INSTRUCTION –
Count how many lines contain "styles" and reply with that number only.

AVAILABLE DATA –
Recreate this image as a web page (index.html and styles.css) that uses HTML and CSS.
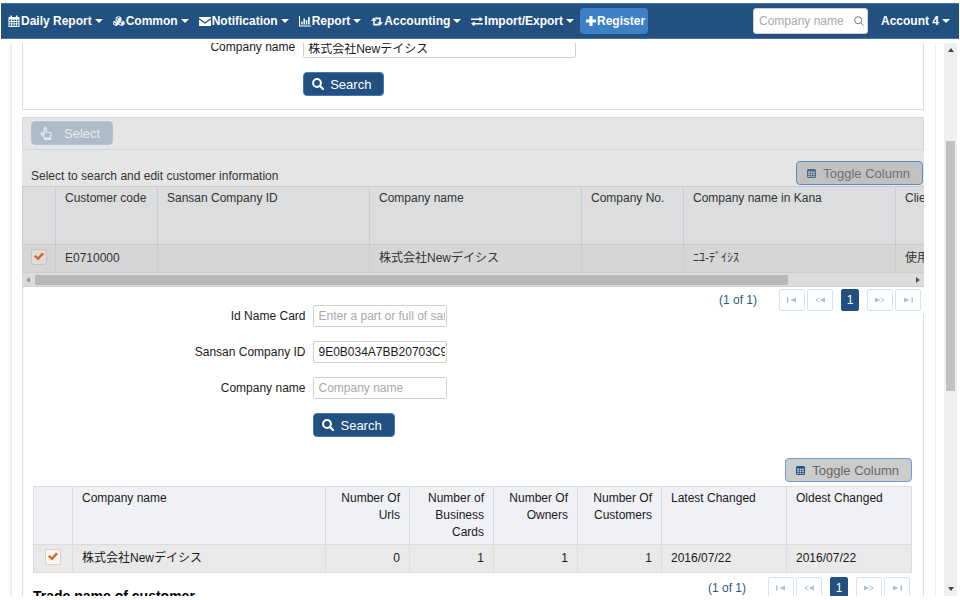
FILE: index.html
```
<!DOCTYPE html>
<html lang="en">
<head>
<meta charset="utf-8">
<title>Customer search</title>
<link rel="stylesheet" href="styles.css">
</head>
<body>
<svg class="defs" width="0" height="0" aria-hidden="true">
  <symbol id="search" viewBox="0 0 12 12"><circle cx="5" cy="5" r="3.9" fill="none" stroke="currentColor" stroke-width="2"/><path d="M7.8 7.8 11 11" stroke="currentColor" stroke-width="2.2" stroke-linecap="round"/></symbol>
  <symbol id="grid" viewBox="0 0 9 9"><path fill-rule="evenodd" d="M1.5 0h6A1.5 1.5 0 0 1 9 1.500v6A1.500 1.500 0 0 1 7.500 9h-6A1.500 1.500 0 0 1 0 7.500v-6A1.500 1.500 0 0 1 1.500 0zM1.200 2.500v1.400h1.700V2.500zm2.500 0v1.400h1.700V2.500zm2.500 0v1.400h1.600V2.500zM1.200 4.600V6h1.700V4.600zm2.500 0V6h1.700V4.600zm2.500 0V6h1.600V4.600zM1.200 6.700v1.200h1.700V6.700zm2.500 0v1.200h1.700V6.700zm2.500 0v1.200h1.600V6.700z" fill="currentColor"/></symbol>
  <symbol id="first" viewBox="0 0 10 6"><path d="M0 .5h1.500v5H0zM9 .5v5L3.500 3z" fill="currentColor"/></symbol>
  <symbol id="prev" viewBox="0 0 10 6"><path d="M4.500 .8.800 3l3.700 2.200" fill="none" stroke="currentColor"/><path d="M10 .5v5L4.500 3z" fill="currentColor"/></symbol>
  <symbol id="next" viewBox="0 0 10 6"><path d="M5.500 .8 9.200 3 5.500 5.200" fill="none" stroke="currentColor"/><path d="M0 .5v5L5.500 3z" fill="currentColor"/></symbol>
  <symbol id="last" viewBox="0 0 10 6"><path d="M8.500 .5H10v5H8.500zM1 .5v5L6.500 3z" fill="currentColor"/></symbol>
</svg>
<header class="nav">
  <nav class="menu">
    <a href="#"><svg class="ico" viewBox="0 0 12 12"><path fill-rule="evenodd" d="M.500 2h2V.500h1.500V2h4V.500h1.500V2h2v10H.500zm1 2.500v1.500h1.700V4.500zm2.700 0v1.500h1.500V4.500zm2.400 0v1.500h1.500V4.500zm2.400 0v1.500h1.500V4.500zM1.500 6.900v1.500h1.700V6.900zm2.700 0v1.500h1.500V6.900zm2.400 0v1.500h1.500V6.900zm2.400 0v1.500h1.500V6.900zM1.500 9.300v1.600h1.700V9.300zm2.700 0v1.600h1.500V9.300zm2.400 0v1.600h1.500V9.300zm2.400 0v1.600h1.500V9.300z" fill="currentColor"/></svg>Daily Report<i class="caret"></i></a>
    <a href="#"><svg class="ico" viewBox="0 0 14 12"><g fill="none" stroke="currentColor" stroke-width="1.100"><path d="M6.500.800 9.300 2v3L6.500 6.200 3.700 5V2zM3.700 2l2.800 1.200L9.300 2M6.500 3.200v3M3.500 5.800l2.800 1.200v3L3.500 11.300.700 10V7zM.700 7l2.800 1.200L6.300 7M3.500 8.200v3M10 5.800 13 7v3l-3 1.300L7 10V7zM7 7l3 1.200L13 7M10 8.200v3"/></g><path d="M6.500 3.500 9 2.300V5L6.500 6zM3.500 8.500 6 7.400V10l-2.500 1zM10 8.500l2.700-1.100V10L10 11z" fill="currentColor"/></svg>Common<i class="caret"></i></a>
    <a href="#"><svg class="ico" viewBox="0 0 12 12"><path d="M0 2h12v1L6 7.300 0 3zM0 4.500l6 4.300 6-4.300V11H0z" fill="currentColor"/></svg>Notification<i class="caret"></i></a>
    <a href="#"><svg class="ico" viewBox="0 0 12 12"><path d="M0 1h1v9.500h11v1H0zM2.200 6.500h1.500V9.500H2.200zm2.300-3H6v6H4.500zm2.300 1.500h1.500v4.500H6.800zM9.100 2h1.600v7.500H9.100z" fill="currentColor"/></svg>Report<i class="caret"></i></a>
    <a href="#"><svg class="ico" viewBox="0 0 12 12"><path d="M2.800 2.500 5.600 5.700H3.700v3.100h3.800l1.300 1.700H2.200V5.700H0zM3.600 2.500h6.200v4.800H12L9.200 10.500 6.400 7.300h1.900V4.200H4.900z" fill="currentColor"/></svg>Accounting<i class="caret"></i></a>
    <a href="#"><svg class="ico" viewBox="0 0 12 12"><path d="M0 3.500h8.500V1.800L12 4.300 8.500 6.800V5.100H0zM12 8H3.500V6.300L0 8.800l3.500 2.500V9.600H12z" fill="currentColor"/></svg>Import/Export<i class="caret"></i></a>
    <a href="#" class="register"><svg class="ico plus" viewBox="0 0 10 10"><path d="M3.500 0h3v3.500H10v3H6.500V10h-3V6.500H0v-3h3.500z" fill="currentColor"/></svg>Register</a>
  </nav>
  <div class="quick"><input type="text" placeholder="Company name" aria-label="Quick company search"><svg viewBox="0 0 10 10"><circle cx="4.200" cy="4.200" r="3.500" fill="none" stroke="#777"/><path d="m6.800 6.800 2.700 2.700" stroke="#777"/></svg></div>
  <a href="#" class="account">Account 4<i class="caret"></i></a>
</header>
<div class="view">
  <main class="page">
    <form class="box form lookup">
      <label for="name1">Company name</label><input id="name1" type="text" value="株式会社Newデイシス">
      <button type="button" class="btn"><svg class="ico"><use href="#search"/></svg>Search</button>
    </form>
    <section class="box results">
      <div class="disabled">
        <div class="toolbar"><button type="button" class="btn select" disabled><svg class="hand" viewBox="0 0 12 13"><path d="M4.200 8V1.600a1 1 0 0 1 2 0V5l3.800.700q1.300.300 1.200 1.500L10.500 10v1H4.500L1 6.800Q.800 5.500 2.200 5.700L4.200 8" fill="none" stroke="currentColor" stroke-width="1.200"/><path d="M4 11h7v2H4z" fill="currentColor"/></svg>Select</button></div>
        <div class="caption"><span>Select to search and edit customer information</span><button type="button" class="btn toggle"><svg><use href="#grid"/></svg>Toggle Column</button></div>
        <div class="clip">
          <table class="grid wide">
            <colgroup><col class="w-check"><col class="w-s"><col class="w-l"><col class="w-l"><col class="w-s"><col class="w-l"><col class="w-s"></colgroup>
            <thead><tr><th></th><th>Customer code</th><th>Sansan Company ID</th><th>Company name</th><th>Company No.</th><th>Company name in Kana</th><th>Client</th></tr></thead>
            <tbody><tr><td class="pick"><input type="checkbox" checked aria-label="Select E0710000"></td><td>E0710000</td><td></td><td>株式会社Newデイシス</td><td></td><td>ﾆﾕ-ﾃﾞｲｼｽ</td><td>使用中</td></tr></tbody>
          </table>
        </div>
        <div class="hbar"><i class="left"></i><span class="track"><span class="thumb"></span></span><i class="right"></i></div>
      </div>
      <div class="pager over"><span>(1 of 1)</span><button type="button" aria-label="First page"><svg><use href="#first"/></svg></button><button type="button" aria-label="Previous page"><svg><use href="#prev"/></svg></button><button type="button" class="current">1</button><button type="button" aria-label="Next page"><svg><use href="#next"/></svg></button><button type="button" aria-label="Last page"><svg><use href="#last"/></svg></button></div>
      <div class="inner">
        <form class="form">
          <label for="card">Id Name Card</label><input id="card" type="text" placeholder="Enter a part or full of sansan name card">
          <label for="sansan">Sansan Company ID</label><input id="sansan" type="text" value="9E0B034A7BB20703C9">
          <label for="name2">Company name</label><input id="name2" type="text" placeholder="Company name">
          <button type="button" class="btn"><svg class="ico"><use href="#search"/></svg>Search</button>
        </form>
        <div class="tools"><button type="button" class="btn toggle"><svg><use href="#grid"/></svg>Toggle Column</button></div>
        <table class="grid cards">
          <colgroup><col class="c-check"><col><col class="c-num"><col class="c-num"><col class="c-num"><col class="c-num"><col class="c-date"><col class="c-date"></colgroup>
          <thead><tr><th></th><th>Company name</th><th class="num">Number Of Urls</th><th class="num">Number of Business Cards</th><th class="num">Number Of Owners</th><th class="num">Number Of Customers</th><th>Latest Changed</th><th>Oldest Changed</th></tr></thead>
          <tbody><tr><td class="pick"><input type="checkbox" checked aria-label="Select company"></td><td>株式会社Newデイシス</td><td class="num">0</td><td class="num">1</td><td class="num">1</td><td class="num">1</td><td>2016/07/22</td><td>2016/07/22</td></tr></tbody>
        </table>
        <div class="foot">
          <h2>Trade name of customer</h2>
          <div class="pager"><span>(1 of 1)</span><button type="button" aria-label="First page"><svg><use href="#first"/></svg></button><button type="button" aria-label="Previous page"><svg><use href="#prev"/></svg></button><button type="button" class="current">1</button><button type="button" aria-label="Next page"><svg><use href="#next"/></svg></button><button type="button" aria-label="Last page"><svg><use href="#last"/></svg></button></div>
        </div>
      </div>
    </section>
  </main>
  <div class="vbar"><i class="up"></i><span class="track"><span class="thumb"></span></span><i class="down"></i></div>
</div>
</body>
</html>
```
FILE: styles.css
```
* { box-sizing: border-box; }
html, body { height: 100%; }
body {
  margin: 0;
  padding: 3px 1px 4px;
  display: flex;
  flex-direction: column;
  gap: 4px;
  overflow: hidden;
  background: #fff;
  color: #1a1a1a;
  font: 12px/17px "Liberation Sans", "Noto Sans CJK JP", sans-serif;
}
input, button { font: inherit; color: inherit; margin: 0; }
input::placeholder { color: #aaa; opacity: 1; }
.defs { position: absolute; }

.nav {
  flex: none;
  height: 36px;
  display: flex;
  align-items: center;
  padding: 0 9px 0 7px;
  background: #215081;
  border: solid #4a72a0;
  border-width: 1px 0;
  color: #fff;
  font-weight: bold;
}
.nav a { color: #fff; text-decoration: none; display: flex; align-items: center; white-space: nowrap; }
.menu { display: flex; align-items: center; gap: 10px; margin-right: auto; }
.ico { width: 12px; height: 12px; flex: none; }
.menu .ico { margin-right: 1px; }
.caret { border: 4px solid transparent; border-top-color: #fff; border-bottom: 0; margin-left: 3px; }
.menu .register { height: 26px; padding: 0 3px 0 6px; margin-left: -4px; background: #3d80c6; border-radius: 4px; }
.menu .plus { width: 10px; height: 10px; margin-right: 1px; }
.quick {
  width: 115px;
  height: 26px;
  display: flex;
  align-items: center;
  padding: 0 3px 0 5px;
  margin-right: 13px;
  background: #fff;
  border: 1px solid #d8d0c8;
  border-radius: 3px;
}
.quick input { flex: 1; min-width: 0; border: 0; padding: 0; outline: 0; background: none; font-weight: normal; }
.quick svg { width: 10px; height: 10px; }

.view { flex: 1; min-height: 0; display: flex; overflow: hidden; gap: 8px; padding: 0 2px 0 9px; }
.page { flex: 1; min-width: 0; overflow: hidden; border: solid #eee; border-width: 0 1px 0 2px; padding: 0 11px 0 10px; }
.box { border: 1px solid #ddd; }

.form { display: grid; grid-template-columns: 31% 1fr; column-gap: 8px; row-gap: 14px; align-items: center; }
.form label { text-align: right; }
.form input {
  width: 134px;
  height: 22px;
  padding: 0 1px 0 4px;
  border: 1px solid #d9cfc6;
  border-radius: 2px;
  background: #fff;
}
.btn {
  height: 24px;
  display: inline-flex;
  align-items: center;
  gap: 6px;
  padding: 0 12px 0 8px;
  border: 1px solid #3f79b8;
  border-radius: 4px;
  background: #215081;
  color: #fff;
  font-size: 13px;
  line-height: 17px;
  white-space: nowrap;
}
.form .btn { grid-column: 2; justify-self: start; }
.lookup { margin: -7px 0 7px; padding: 0 22px 13px 0; border-top: 0; }
.form.lookup input { width: 273px; }

.results { border-top: 0; }
.disabled { margin: 0 -1px; background: #e5e5e5; color: #333; }
.toolbar { display: flex; border: 1px solid #d3d9e2; padding: 3px 8px 4px; }
.select { background: #aebbc8; border-color: #b4c4d6; color: #e8ecf0; gap: 12px; }
.hand { width: 12px; height: 13px; }
.caption { display: flex; justify-content: space-between; align-items: end; padding: 11px 1px 1px 9px; }
.toggle { padding: 0 12px 0 10px; gap: 7px; border-color: #6b9fd8; background: #ccc; color: #666; }
.toggle svg { width: 9px; height: 9px; color: #215081; }
.disabled .toggle { background: #c1c1c1; color: #707070; border-color: #5b8dc4; }
.disabled .toggle svg { color: #47698c; }

.clip { overflow: hidden; }
.grid { border-collapse: collapse; table-layout: fixed; width: 100%; }
.grid th, .grid td { border: 1px solid #dadce1; padding: 3px 9px; text-align: left; font-weight: normal; vertical-align: top; }
.grid th { height: 58px; background: #eff1f6; }
.grid td { height: 28px; background: #e9e9e9; vertical-align: middle; }
.grid td.pick { padding: 0 0 4px; text-align: center; line-height: 0; }
.grid .num { text-align: right; }
.wide { width: 976px; }
.wide th { background: #dbddde; border-color: #c9cbce; }
.wide td { background: #d6d6d6; border-color: #cbcdcf; }
.w-check { width: 33px; }
.w-s { width: 102px; }
.w-l { width: 212px; }
.c-check { width: 39px; }
.c-num { width: 84px; }
.c-date { width: 125px; }

input[type="checkbox"] {
  appearance: none;
  width: 16px;
  height: 16px;
  display: inline-grid;
  place-items: center;
  border: 1px solid #dfd0c4;
  border-radius: 2px;
  background: #f8f5f2;
}
input[type="checkbox"]::before {
  content: "";
  width: 10px;
  height: 8px;
  background: #d0652c;
  clip-path: polygon(0 50%, 18% 30%, 38% 58%, 82% 0, 100% 18%, 40% 100%);
}
.disabled input[type="checkbox"] { background: #dedbd8; border-color: #cfc2b8; }

.hbar { display: flex; align-items: center; gap: 5px; height: 14px; padding: 0 4px; border-bottom: 1px solid #d0d0d0; background: #dcdcdc; }
.hbar .track { flex: 1; }
.hbar .thumb { display: block; width: 86%; height: 10px; background: #b8b8b8; }
.left, .right { border: 3px solid transparent; }
.left { border-right: 4px solid #999; border-left: 0; }
.right { border-left: 4px solid #555; border-right: 0; }

.pager { display: flex; align-items: center; justify-content: flex-end; gap: 2px; padding-right: 2px; color: #2f5680; }
.pager span { margin-right: 20px; }
.pager button {
  width: 26px;
  height: 22px;
  padding: 0;
  display: grid;
  place-items: center;
  border: 1px solid #d3e4f5;
  border-radius: 2px;
  background: #fff;
  color: #aebfce;
}
.pager svg { width: 10px; height: 6px; }
.pager .current { width: 18px; margin: 0 6px; background: #215081; border-color: #215081; color: #fff; }
.over { margin-right: -1px; padding: 2px 3px 3px 0; background: #fff; }

.inner { padding: 0 11px 0 10px; }
.inner .form { margin-top: -9px; }
.tools { display: flex; justify-content: flex-end; margin: 21px 0 4px; }
.foot { display: flex; justify-content: space-between; align-items: start; padding-top: 4px; }
.foot h2 { margin: 11px 0 0; font-size: 14px; line-height: 17px; color: #000; }

.vbar { width: 13px; display: flex; flex-direction: column; align-items: center; padding: 5px 0; background: #f0f0f0; }
.vbar .track { flex: 1; width: 9px; display: flex; flex-direction: column; padding-top: 89px; }
.vbar .thumb { height: 56%; background: #c1c1c1; }
.up, .down { border: 3px solid transparent; }
.up { border-bottom: 4px solid #444; border-top: 0; }
.down { border-top: 4px solid #444; border-bottom: 0; }
```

ANSWER FOR THE TASK –
3